Certain jurisdictions may apply existing regulations on, or introduce new regulations addressing, blockchain technology-based applications, which may be contrary to the current setup of the VALOR Platform and which may, inter alia, result in substantial modifications of the services provided through the VALOR Platform, including its cessation.


 

Erroneous Transactions risks

Direct or indirect damage may be incurred by the Client in connection with transmission errors, transmission cutouts, technical defects, overload, service interruptions (e.g. systems maintenance), disruptions, interference, illegal intervention (e.g. hacking) and willful blockage of telecommunication devices and networks (e.g. “mail bombing”, attacks intended to cripple services, etc.) or in connection with other malfunctions or deficiencies on the part of telecommunication and network operators.


 

Finality and Irrevocability of Transactions

Any transaction based on the Bitcoin or Ethereum blockchain is irrevocable and final as soon as the commitment transactions have been signed and exchanged.

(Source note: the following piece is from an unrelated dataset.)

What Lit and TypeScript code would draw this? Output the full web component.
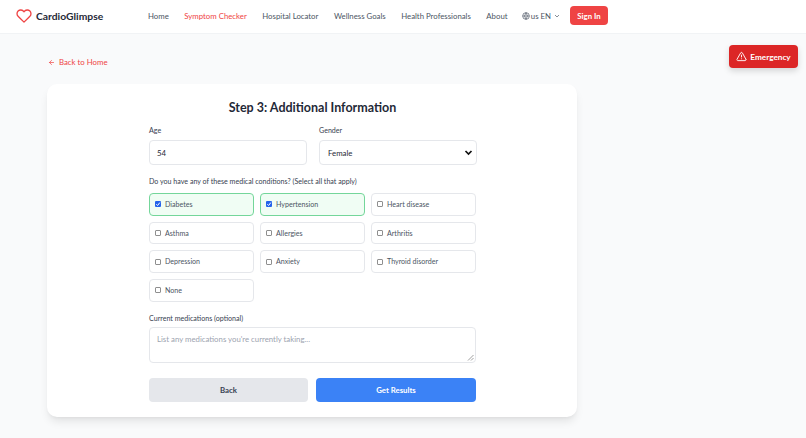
import { LitElement, html, css, svg } from "lit";
import { customElement } from "lit/decorators.js";

const links = ["Home", "Symptom Checker", "Hospital Locator", "Wellness Goals", "Health Professionals", "About"];
const conditions: [string, boolean][] = [
  ["Diabetes", true], ["Hypertension", true], ["Heart disease", false],
  ["Asthma", false], ["Allergies", false], ["Arthritis", false],
  ["Depression", false], ["Anxiety", false], ["Thyroid disorder", false],
  ["None", false],
];

@customElement("app-root")
export class AppRoot extends LitElement {
  static styles = css`
    :host { display: block; height: 438px; overflow: hidden; background: #f9fafb; position: relative;
      font-family: "Lato", "Noto Sans", sans-serif; color: #1f2937; }
    * { box-sizing: border-box; }
    nav { height: 34px; background: #fff; border-bottom: 1px solid #f1f3f5; display: flex; align-items: center; padding: 0 198px 2px 16px; }
    .logo { display: flex; align-items: center; gap: 4px; width: 132px; }
    .logo span { font-size: 10.3px; font-weight: 700; color: #1f2937; }
    .links { display: flex; gap: 15.5px; flex: 1; }
    .links a { font-size: 7.8px; color: #4b5563; white-space: nowrap; }
    .links a.on { color: #ef4444; }
    .lang { display: flex; align-items: center; gap: 1px; font-size: 7.8px; color: #4b5563; margin-right: 9px; white-space: nowrap; }
    .lang .chev { margin-left: 1px; }
    .signin { background: #ef4444; color: #fff; font-size: 7.8px; font-weight: 700; border-radius: 4px; height: 19px; width: 38px; display: flex; align-items: center; justify-content: center; white-space: nowrap; }
    .emergency { position: absolute; left: 729px; top: 45px; width: 69px; height: 23px; background: #dc2626; color: #fff; border-radius: 4px; font-size: 8.2px; font-weight: 700; display: flex; align-items: center; justify-content: center; gap: 3px; box-shadow: 0 3px 6px rgba(0,0,0,.15); }
    main { padding: 22px 0 0 47px; }
    .back-link { display: flex; align-items: center; gap: 4px; color: #ef4444; font-size: 7.8px; height: 12px; margin-left: 1px; }
    .card { margin-top: 16px; width: 530px; height: 333px; background: #fff; border-radius: 10px; box-shadow: 0 6px 10px -2px rgba(0,0,0,.1), 0 2px 4px -2px rgba(0,0,0,.06); padding: 15px 101px 0 102px; }
    h2 { margin: 0; font-size: 12.5px; font-weight: 700; text-align: center; line-height: 17px; color: #1f2937; }
    .two { display: grid; grid-template-columns: 158px 158px; gap: 12px; margin-top: 10px; width: 327px; }
    label.t { display: block; font-size: 7.1px; font-weight: 400; color: #374151; line-height: 10px; }
    .field { height: 25px; margin-top: 4px; border: 1px solid #e5e7eb; border-radius: 4px; background: #fff; font-size: 7.8px; color: #1f2937; padding: 0 7px; display: flex; align-items: center; justify-content: space-between; }
    .select { padding: 0 3px 0 8px; }
    .cond { margin-top: 12px; }
    .grid { display: grid; grid-template-columns: repeat(3, 105px); gap: 6px; margin-top: 6px; grid-auto-rows: 22.7px; }
    .opt { border: 1px solid #e5e7eb; border-radius: 4px; display: flex; align-items: center; gap: 4px; padding: 0 5px; font-size: 7.1px; color: #4b5563; white-space: nowrap; }
    .opt.on { background: #f0fdf4; border-color: #74d69a; }
    .box { width: 6px; height: 6px; border: 1px solid #8f8f8f; border-radius: 1px; background: #fff; flex: none; display: flex; }
    .box.on { background: #2563eb; border: none; }
    .med { margin-top: 12px; }
    .ta { height: 36px; margin-top: 3px; border: 1px solid #e5e7eb; border-radius: 4px; padding: 6px 7px; font-size: 7.8px; color: #9ca3af; position: relative; }
    .grip { position: absolute; right: 1px; bottom: 1px; }
    .btns { display: grid; grid-template-columns: 159px 160px; gap: 8px; margin-top: 15px; width: 327px; }
    .btn { height: 24px; border-radius: 4px; font-size: 7.8px; font-weight: 700; display: flex; align-items: center; justify-content: center; }
    .b1 { background: #e5e7eb; color: #374151; }
    .b2 { background: #3b82f6; color: #fff; }
  `;

  render() {
    const check = svg`<path d="M1.3 3.2 2.6 4.5 4.8 1.6" fill="none" stroke="#fff" stroke-width="1"/>`;
    return html`
      <nav>
        <div class="logo">
          <svg width="16" height="16" viewBox="0 0 24 24" fill="none" stroke="#ef4444" stroke-width="2" stroke-linecap="round" stroke-linejoin="round"><path d="M20.84 4.61a5.5 5.5 0 0 0-7.78 0L12 5.67l-1.06-1.06a5.5 5.5 0 0 0-7.78 7.78l1.06 1.06L12 21.23l7.78-7.78 1.06-1.06a5.5 5.5 0 0 0 0-7.78z"/></svg>
          <span>CardioGlimpse</span>
        </div>
        <div class="links">${links.map((l, i) => html`<a class=${i === 1 ? "on" : ""}>${l}</a>`)}</div>
        <div class="lang">
          <svg width="8" height="8" viewBox="0 0 24 24" fill="none" stroke="#4b5563" stroke-width="2"><circle cx="12" cy="12" r="10"/><path d="M2 12h20M12 2a15 15 0 0 1 0 20M12 2a15 15 0 0 0 0 20"/></svg>
          <span>us EN</span>
          <svg class="chev" width="8" height="8" viewBox="0 0 24 24" fill="none" stroke="#4b5563" stroke-width="2"><path d="m6 9 6 6 6-6"/></svg>
        </div>
        <div class="signin">Sign In</div>
      </nav>
      <div class="emergency">
        <svg width="11" height="11" viewBox="0 0 24 24" fill="none" stroke="#fff" stroke-width="2" stroke-linecap="round" stroke-linejoin="round"><path d="m21.73 18-8-14a2 2 0 0 0-3.48 0l-8 14A2 2 0 0 0 4 21h16a2 2 0 0 0 1.73-3"/><path d="M12 9v4M12 17h.01"/></svg>
        <span>Emergency</span>
      </div>
      <main>
        <div class="back-link">
          <svg width="7" height="7" viewBox="0 0 24 24" fill="none" stroke="#ef4444" stroke-width="2.4" stroke-linecap="round" stroke-linejoin="round"><path d="m12 19-7-7 7-7M19 12H5"/></svg>
          <span>Back to Home</span>
        </div>
        <section class="card">
          <h2>Step 3: Additional Information</h2>
          <div class="two">
            <div><label class="t">Age</label><div class="field">54</div></div>
            <div><label class="t">Gender</label>
              <div class="field select"><span>Female</span>
                <svg width="9" height="9" viewBox="0 0 24 24" fill="none" stroke="#111" stroke-width="4.5"><path d="m4 8 8 8 8-8"/></svg>
              </div>
            </div>
          </div>
          <div class="cond">
            <label class="t">Do you have any of these medical conditions? (Select all that apply)</label>
            <div class="grid">
              ${conditions.map(([n, on]) => html`
                <div class="opt ${on ? "on" : ""}">
                  <span class="box ${on ? "on" : ""}">${on ? html`<svg width="6" height="6" viewBox="0 0 6 6">${check}</svg>` : ""}</span>
                  <span>${n}</span>
                </div>`)}
            </div>
          </div>
          <div class="med">
            <label class="t">Current medications (optional)</label>
            <div class="ta">List any medications you're currently taking...
              <svg class="grip" width="7" height="7" viewBox="0 0 7 7" stroke="#777" stroke-width=".7"><path d="M1 6.5 6.5 1M4 6.5 6.5 4"/></svg>
            </div>
          </div>
          <div class="btns">
            <div class="btn b1">Back</div>
            <div class="btn b2">Get Results</div>
          </div>
        </section>
      </main>
    `;
  }
}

This applies to most of the other blockchain technologies on which Digital Assets may be traded.


 

Internet Risks

In using the VALOR Platform data is transmitted over open, generally public networks (e.g. the Internet). Data is regularly transmitted in an unsupervised manner across borders, even if the sender and the recipient are both located in the same place. Even where the data itself is encrypted, the sender and recipient can sometimes remain unencrypted, such that third parties may be able to infer their identity. SMART VALOR accepts no liability and gives no guarantee that data transmitted and published via the Internet are correct, accurate and complete. In particular, account-related data (transaction confirmations, account statements, account balances, etc.) and information in the public domain, e.g. exchange prices or exchange rates, shall not be binding.